Just three weeks after it was first reported that Los Angeles Clippers owner Steve Ballmer was considering buying the Forum from Madison Square Garden to clear away MSG’s legal objections to a new Clippers arena, Ballmer has pulled the trigger, paying $400 million in cash to buy the 53-year-old arena:

The deal is expected to close during the 2020 second quarter. The new ownership group has no plans to tear down the Forum, which was added to the National Register of Historic Places in 2014, and will keep it operating as a concert venue.

If $400 million sounds like an awful lot to pay for a half-century-old (albeit recently renovated) arena with no sports tenants, that’s because it is: MSG bought the Forum in 2012 for just $23.5 million, though they later spent another $100 million on renovations to convert it into a concert-only space. There are no public figures that I can find on how much money the Forum makes — it’s by far the busiest concert venue in the L.A. area, but as we’ve seen before, busy doesn’t always mean profitable — but it seems inconceivable that it’s really worth $400 million, especially in a world where it will soon face competition from a new arena two miles away. (Not to mention a world where no one knows when people will be allowed to go to concerts again.)

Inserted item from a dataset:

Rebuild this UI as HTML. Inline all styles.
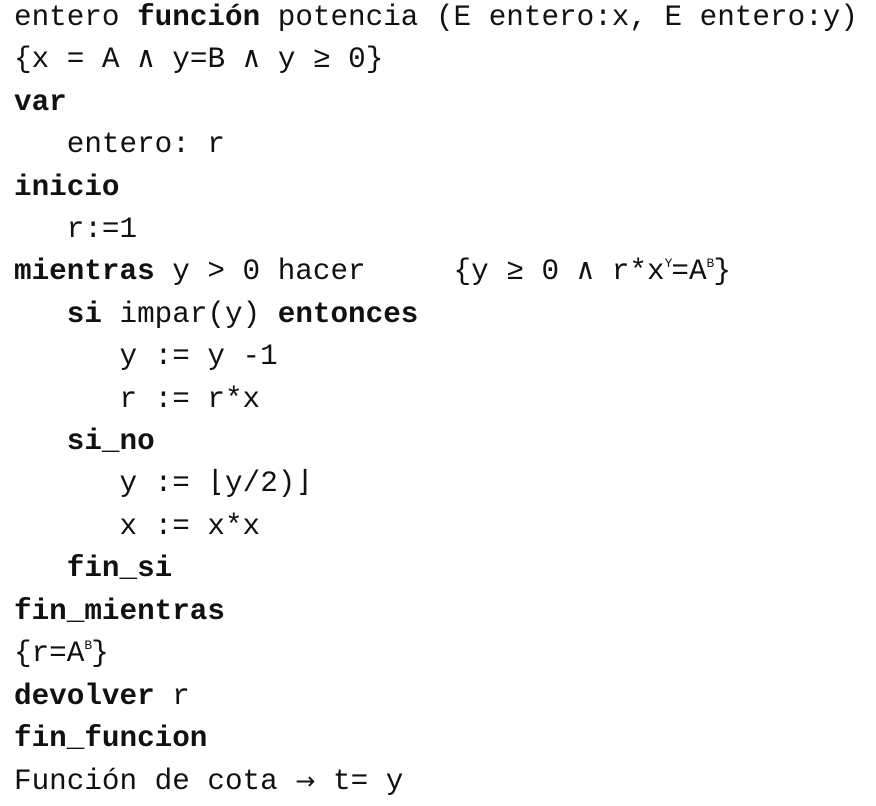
<!DOCTYPE html>
<html><head><meta charset="utf-8"><style>
html,body{margin:0;padding:0;background:#fff;width:876px;height:806px;overflow:hidden}
pre{margin:0;position:absolute;left:14px;top:-3px;font-family:"Liberation Mono","DejaVu Sans Mono",monospace;font-size:29.3px;line-height:42.4px;color:#111}
b{font-weight:bold}
sup{font-family:"Liberation Mono",monospace;font-size:13px;line-height:0;vertical-align:0;position:relative;top:-12px;letter-spacing:-1px}
.ar{font-family:"DejaVu Sans",sans-serif;font-size:24px}
</style></head><body>
<pre>entero <b>función</b> potencia (E entero:x, E entero:y)
{x = A ∧ y=B ∧ y ≥ 0}
<b>var</b>
   entero: r
<b>inicio</b>
   r:=1
<b>mientras</b> y &gt; 0 hacer     {y ≥ 0 ∧ r*x<sup>Y</sup>=A<sup>B</sup>}
   <b>si</b> impar(y) <b>entonces</b>
      y := y -1
      r := r*x
   <b>si_no</b>
      y := ⌊y/2)⌋
      x := x*x
   <b>fin_si</b>
<b>fin_mientras</b>
{r=A<sup>B</sup>}
<b>devolver</b> r
<b>fin_funcion</b>
Función de cota <span class="ar">→</span> t= y</pre>
</body></html>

File this one, then, under “multibillionaire spends whatever he wants to get his new toy, because he can.” This is nothing new — Ballmer way overpaid to get the Clippers in the first place — and not necessarily a bad thing, unless you really care how the insanely rich decide how to shuffle their money around between them. But it is a reminder that when development deals are decided less by public oversight than by whether there’s some other billionaire willing to foot the legal bills to block them, it’s always possible for sports team owners to simply buy off the opposition.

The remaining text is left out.